* **TASK INSTRUCTIONS**:
Pictures excluded, return the lines below from the first through the line holding "306, 221, 447];".

* **Stored entries**:
+ + + +

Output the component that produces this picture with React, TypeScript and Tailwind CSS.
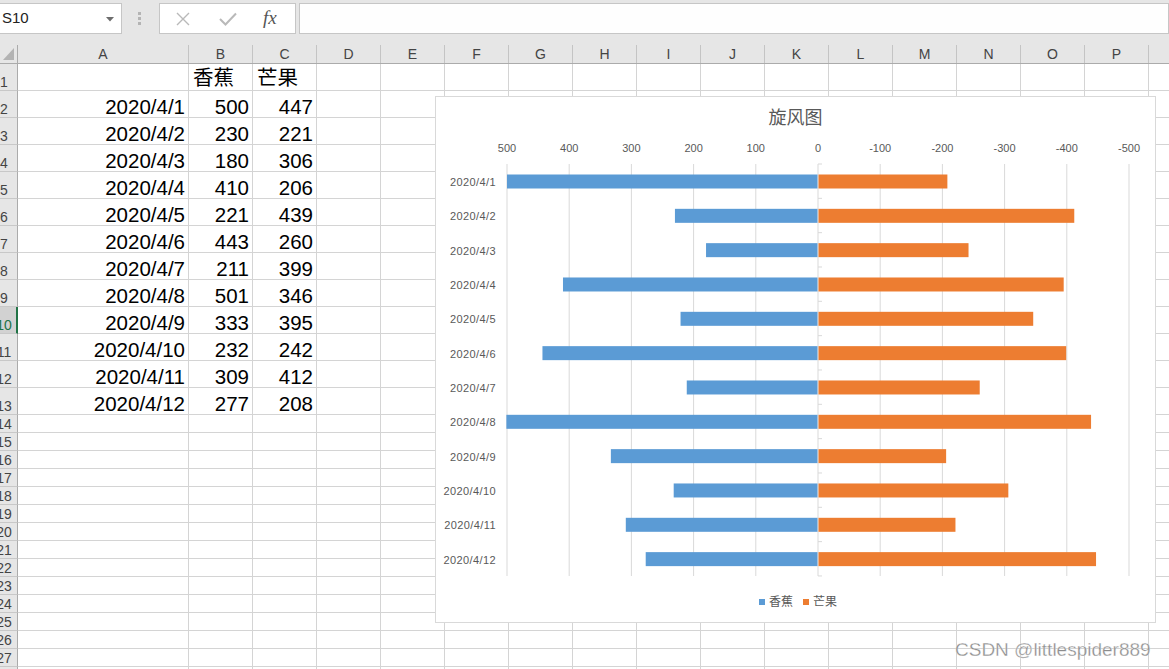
import React from "react";

const FONT = '"Liberation Sans", "Noto Sans CJK SC", sans-serif';

const COLS: { l: string; w: number }[] = [
  { l: "A", w: 171 },
  ...["B", "C", "D", "E", "F", "G", "H", "I", "J", "K", "L", "M", "N", "O", "P", "Q"].map((l) => ({ l, w: 64 })),
];

const DATA: [string, string, string][] = [
  ["", "香蕉", "芒果"],
  ["2020/4/1", "500", "447"],
  ["2020/4/2", "230", "221"],
  ["2020/4/3", "180", "306"],
  ["2020/4/4", "410", "206"],
  ["2020/4/5", "221", "439"],
  ["2020/4/6", "443", "260"],
  ["2020/4/7", "211", "399"],
  ["2020/4/8", "501", "346"],
  ["2020/4/9", "333", "395"],
  ["2020/4/10", "232", "242"],
  ["2020/4/11", "309", "412"],
  ["2020/4/12", "277", "208"],
];

const ROWS = Array.from({ length: 28 }, (_, i) => ({ n: i + 1, h: i < 13 ? 27 : 18 }));

const CATS = DATA.slice(1).map((r) => r[0]);
const BLUE = [500, 230, 180, 410, 221, 443, 211, 501, 333, 232, 309, 277];
const ORANGE = [208, 412, 242, 395, 346, 399, 260, 439, 206, 306, 221, 447];

function TopBar() {
  return (
    <div className="h-[45px] bg-[#e6e6e6] pt-[3px]">
      <div className="flex h-[31px]">
        <div className="relative flex w-[122px] items-center border-y border-r border-[#c6c6c6] bg-white pl-[2px] text-[15px] text-[#222]" style={{ fontFamily: FONT }}>
          S10
          <svg className="absolute left-[106px] top-[13px]" width="8" height="5" viewBox="0 0 8 5">
            <path d="M0 0 L8 0 L4 4.5 Z" fill="#6d6d6d" />
          </svg>
        </div>
        <div className="flex w-[37px] flex-col items-center justify-center gap-[2px] pr-[2px]">
          <div className="h-[3px] w-[3px] bg-[#b4b4b4]" />
          <div className="h-[3px] w-[3px] bg-[#b4b4b4]" />
          <div className="h-[3px] w-[3px] bg-[#b4b4b4]" />
        </div>
        <div className="flex w-[137px] items-center border border-[#c6c6c6] bg-white">
          <svg className="ml-[16px]" width="14" height="14" viewBox="0 0 14 14">
            <path d="M1 1 L13 13 M13 1 L1 13" stroke="#b9b9b9" strokeWidth="1.4" fill="none" />
          </svg>
          <svg className="ml-[29px]" width="18" height="14" viewBox="0 0 18 14">
            <path d="M1 7 L6.5 12.5 L17 1.5" stroke="#b9b9b9" strokeWidth="2" fill="none" />
          </svg>
          <span className="ml-[26px] text-[19px] italic text-[#555]" style={{ fontFamily: '"Liberation Serif", serif' }}>
            fx
          </span>
        </div>
        <div className="ml-[3px] flex-1 border border-[#c6c6c6] bg-[#fefefe]" />
      </div>
    </div>
  );
}

function ColHeader() {
  return (
    <div className="flex h-[19px] border-b border-[#ababab] bg-[#e6e6e6]">
      <div className="relative w-[18px] shrink-0 border-r border-[#ababab]">
        <svg className="absolute left-[3px] top-[3px]" width="11" height="12" viewBox="0 0 11 12">
          <path d="M11 0 L11 12 L0 12 Z" fill="#b3b3b3" />
        </svg>
      </div>
      {COLS.map((c) => (
        <div
          key={c.l}
          className="flex shrink-0 items-center justify-center border-r border-[#c4c4c4] text-[14px] text-[#444]"
          style={{ width: c.w, fontFamily: FONT }}
        >
          {c.l}
        </div>
      ))}
    </div>
  );
}

function Grid() {
  return (
    <div>
      {ROWS.map((r) => {
        const sel = r.n === 10;
        const d = DATA[r.n - 1];
        return (
          <div key={r.n} className="flex" style={{ height: r.h }}>
            <div
              className={
                "w-[18px] shrink-0 overflow-hidden border-b border-[#c8c8c8] " +
                (sel ? "border-r-2 border-r-[#217346] bg-[#d2d2d2] text-[#217346]" : "border-r border-r-[#ababab] bg-[#e6e6e6] text-[#444]")
              }
            >
              <div className="-ml-[9px] flex h-full w-[26px] items-end justify-center pb-[1px] text-[14px] leading-[14px]" style={{ fontFamily: FONT }}>
                {r.n}
              </div>
            </div>
            {COLS.map((c, ci) => {
              const v = d && ci < 3 ? d[ci] : "";
              const isHead = r.n === 1;
              return (
                <div
                  key={c.l}
                  className={
                    "flex shrink-0 items-end border-r border-b border-[#d4d4d4] bg-white text-[20.5px] leading-[20px] text-black " +
                    (isHead ? "justify-start pb-[2px] pl-[4px]" : "justify-end pr-[3px]")
                  }
                  style={{ width: c.w, fontFamily: FONT }}
                >
                  {v}
                </div>
              );
            })}
          </div>
        );
      })}
    </div>
  );
}

function Chart() {
  const cx = 382;
  const s = 0.622;
  const band = 34.33;
  const ticks = [-5, -4, -3, -2, -1, 0, 1, 2, 3, 4, 5];
  return (
    <div className="absolute left-[435px] top-[96px] flex h-[527px] w-[721px] flex-col border border-[#d9d9d9] bg-white">
      <div className="pt-[9px] text-center text-[18px] leading-[24px] text-[#595959]" style={{ fontFamily: FONT }}>
        旋风图
      </div>
      <svg width="719" height="460" viewBox="0 0 719 460" style={{ fontFamily: FONT }}>
        {ticks.map((k) => {
          const x = cx + k * 62.2;
          const label = k === 0 ? "0" : k < 0 ? String(-k * 100) : "-" + k * 100;
          return (
            <g key={k}>
              <line x1={x} y1={34} x2={x} y2={446} stroke="#d9d9d9" strokeWidth="1" />
              <text x={x} y={22} textAnchor="middle" fontSize="11" fill="#595959">
                {label}
              </text>
            </g>
          );
        })}
        {Array.from({ length: 13 }, (_, i) => (
          <line key={i} x1={cx} y1={34 + i * band} x2={cx + 4} y2={34 + i * band} stroke="#d9d9d9" strokeWidth="1" />
        ))}
        {CATS.map((c, i) => {
          const y = 44.5 + i * band;
          return (
            <g key={c}>
              <text x={60} y={56 + i * band} textAnchor="end" fontSize="11" letterSpacing="0.4" fill="#595959">
                {c}
              </text>
              <rect x={cx - BLUE[i] * s} y={y} width={BLUE[i] * s - 0.5} height={14} fill="#5b9bd5" />
              <rect x={cx + 0.5} y={y} width={ORANGE[i] * s - 0.5} height={14} fill="#ed7d31" />
            </g>
          );
        })}
      </svg>
      <div className="mt-[4px] flex items-center justify-center pl-[5px] text-[12px] leading-[16px] text-[#595959]" style={{ fontFamily: FONT }}>
        <div className="mr-[4px] h-[6px] w-[6px] bg-[#5b9bd5]" />
        <span>香蕉</span>
        <div className="ml-[10px] mr-[4px] h-[6px] w-[6px] bg-[#ed7d31]" />
        <span>芒果</span>
      </div>
    </div>
  );
}

export default function App() {
  return (
    <div className="relative h-[669px] w-[1169px] overflow-hidden bg-white">
      <TopBar />
      <ColHeader />
      <Grid />
      <Chart />
      <div
        className="absolute left-[955px] top-[640px] whitespace-nowrap text-[19px] leading-[19px] text-[#8c8c8c]"
        style={{ fontFamily: FONT, WebkitTextStroke: "0.3px #ffffff" }}
      >
        CSDN @littlespider889
      </div>
    </div>
  );
}
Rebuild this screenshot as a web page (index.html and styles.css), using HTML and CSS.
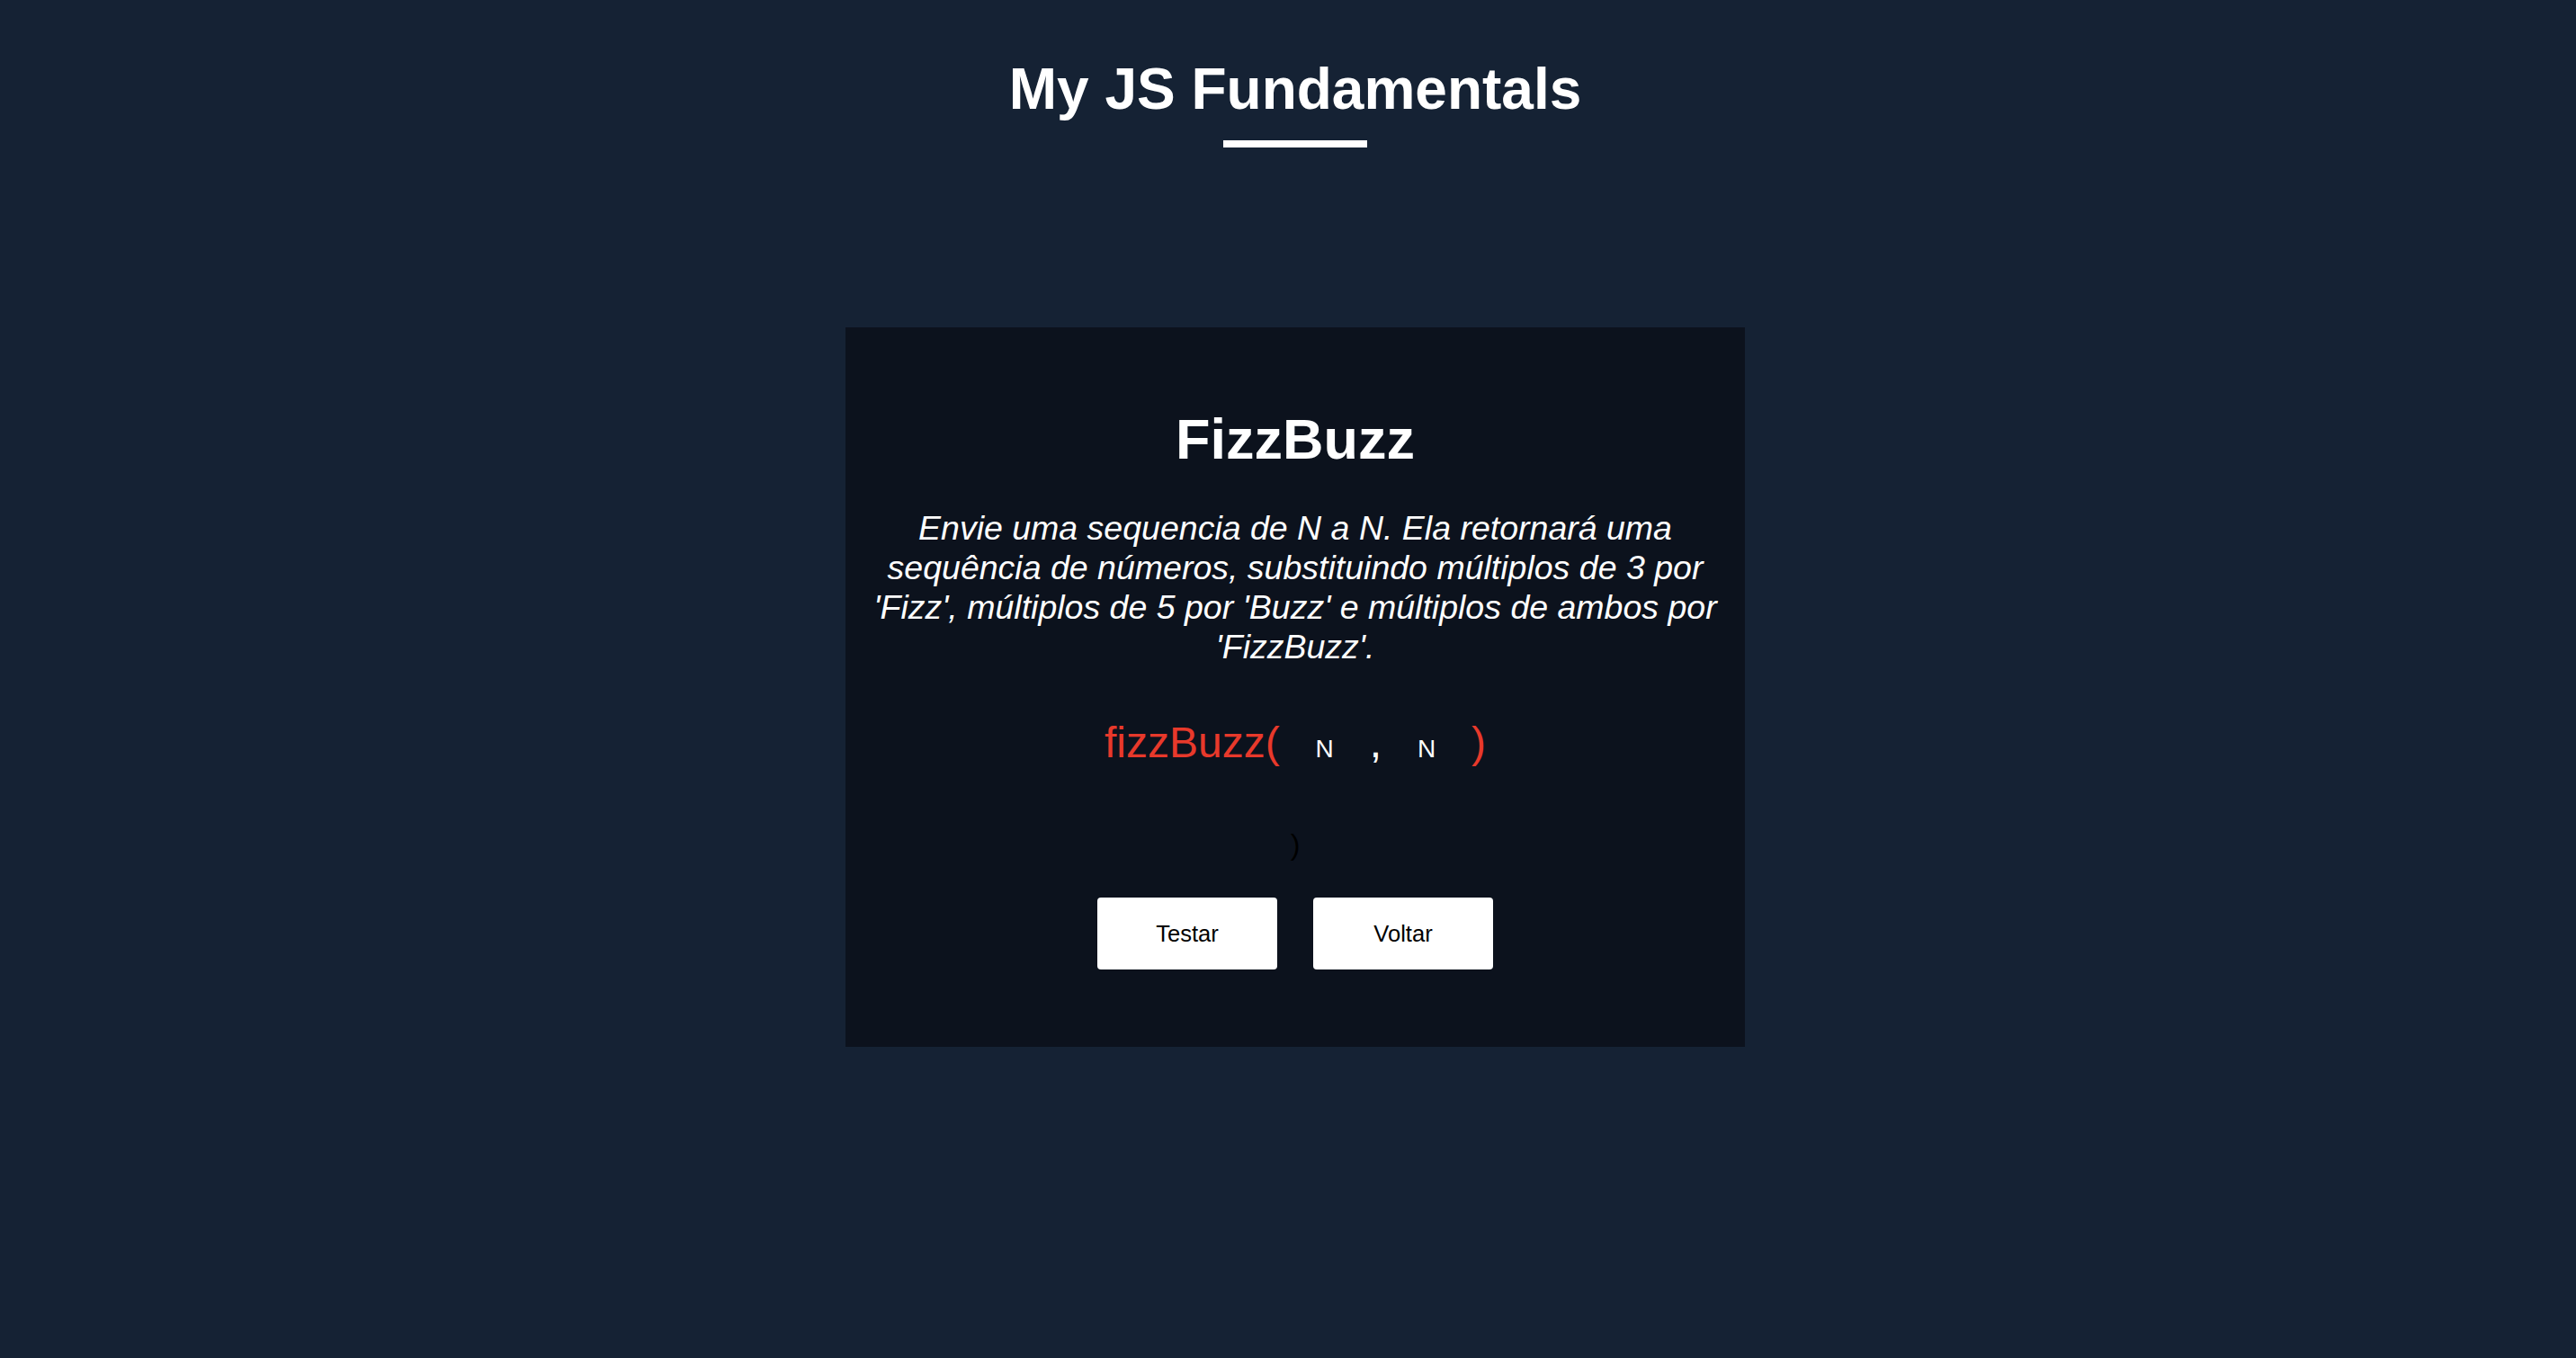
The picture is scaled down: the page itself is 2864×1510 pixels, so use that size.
FILE: index.html
```html
<!DOCTYPE html>
<html lang="pt-BR">
<head>
<meta charset="utf-8">
<title>My JS Fundamentals</title>
<link rel="stylesheet" href="styles.css">
</head>
<body>
<main class="page">
  <header class="header">
    <h1 class="title">My JS Fundamentals</h1>
    <div class="title-bar"></div>
  </header>
  <section class="card">
    <h2 class="card-title">FizzBuzz</h2>
    <p class="card-desc">Envie uma sequencia de N a N. Ela retornará uma sequência de números, substituindo múltiplos de 3 por 'Fizz', múltiplos de 5 por 'Buzz' e múltiplos de ambos por 'FizzBuzz'.</p>
    <div class="call">
      <span class="fn">fizzBuzz(</span>
      <input class="arg" type="text" placeholder="N">
      <span class="comma">,</span>
      <input class="arg" type="text" placeholder="N">
      <span class="fn">)</span>
    </div>
    <p class="result">)</p>
    <div class="actions">
      <button class="btn" type="button">Testar</button>
      <button class="btn" type="button">Voltar</button>
    </div>
  </section>
</main>
</body>
</html>
```
FILE: styles.css
```css
html, body {
  margin: 0;
  padding: 0;
  background: #152234;
}
body {
  font-family: "Liberation Sans", Arial, Helvetica, sans-serif;
  color: #fff;
}
.page {
  padding-left: 16px;
  display: flex;
  flex-direction: column;
  align-items: center;
  min-height: 1510px;
  box-sizing: border-box;
}
.header {
  padding-top: 67px;
  display: flex;
  flex-direction: column;
  align-items: center;
}
.title {
  margin: 0;
  font-size: 64px;
  line-height: 64px;
  font-weight: 700;
  color: #fff;
}
.title-bar {
  margin-top: 25px;
  width: 160px;
  height: 8px;
  background: #fff;
}
.card {
  margin-top: 200px;
  width: 1000px;
  height: 800px;
  box-sizing: border-box;
  padding: 93px 26px 0;
  background: #0c121d;
  display: flex;
  flex-direction: column;
  align-items: center;
  text-align: center;
}
.card-title {
  margin: 0;
  font-size: 63px;
  line-height: 63px;
  font-weight: 700;
}
.card-desc {
  margin: 45px 0 0;
  font-size: 37.5px;
  line-height: 44px;
  font-style: italic;
}
.call {
  margin-top: 61px;
  display: flex;
  align-items: baseline;
  justify-content: center;
}
.fn {
  font-size: 48px;
  line-height: 48px;
  color: #e8392b;
}
.comma {
  font-size: 48px;
  line-height: 48px;
  color: #fff;
}
.arg {
  width: 100px;
  height: 48px;
  padding: 0;
  margin: 0;
  border: none;
  outline: none;
  background: transparent;
  color: #fff;
  text-align: center;
  font-family: "Liberation Sans", Arial, sans-serif;
  font-size: 28px;
}
.arg::placeholder {
  color: #fff;
  opacity: 1;
}
.result {
  margin: 66px 0 0;
  font-size: 32px;
  line-height: 32px;
  color: #000;
}
.actions {
  margin-top: 43px;
  display: flex;
  gap: 40px;
}
.btn {
  width: 200px;
  height: 80px;
  border: none;
  border-radius: 4px;
  background: #fff;
  color: #000;
  font-family: "Liberation Sans", Arial, sans-serif;
  font-size: 25.6px;
  cursor: pointer;
}
```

+ + + +

* **CORRECT OUTPUT**:
Output the component that produces this picture with React, TypeScript and Tailwind CSS.
import React from "react";

const FONT = '"Liberation Sans", "Noto Sans CJK SC", sans-serif';

const COLS: { l: string; w: number }[] = [
  { l: "A", w: 171 },
  ...["B", "C", "D", "E", "F", "G", "H", "I", "J", "K", "L", "M", "N", "O", "P", "Q"].map((l) => ({ l, w: 64 })),
];

const DATA: [string, string, string][] = [
  ["", "香蕉", "芒果"],
  ["2020/4/1", "500", "447"],
  ["2020/4/2", "230", "221"],
  ["2020/4/3", "180", "306"],
  ["2020/4/4", "410", "206"],
  ["2020/4/5", "221", "439"],
  ["2020/4/6", "443", "260"],
  ["2020/4/7", "211", "399"],
  ["2020/4/8", "501", "346"],
  ["2020/4/9", "333", "395"],
  ["2020/4/10", "232", "242"],
  ["2020/4/11", "309", "412"],
  ["2020/4/12", "277", "208"],
];

const ROWS = Array.from({ length: 28 }, (_, i) => ({ n: i + 1, h: i < 13 ? 27 : 18 }));

const CATS = DATA.slice(1).map((r) => r[0]);
const BLUE = [500, 230, 180, 410, 221, 443, 211, 501, 333, 232, 309, 277];
const ORANGE = [208, 412, 242, 395, 346, 399, 260, 439, 206, 306, 221, 447];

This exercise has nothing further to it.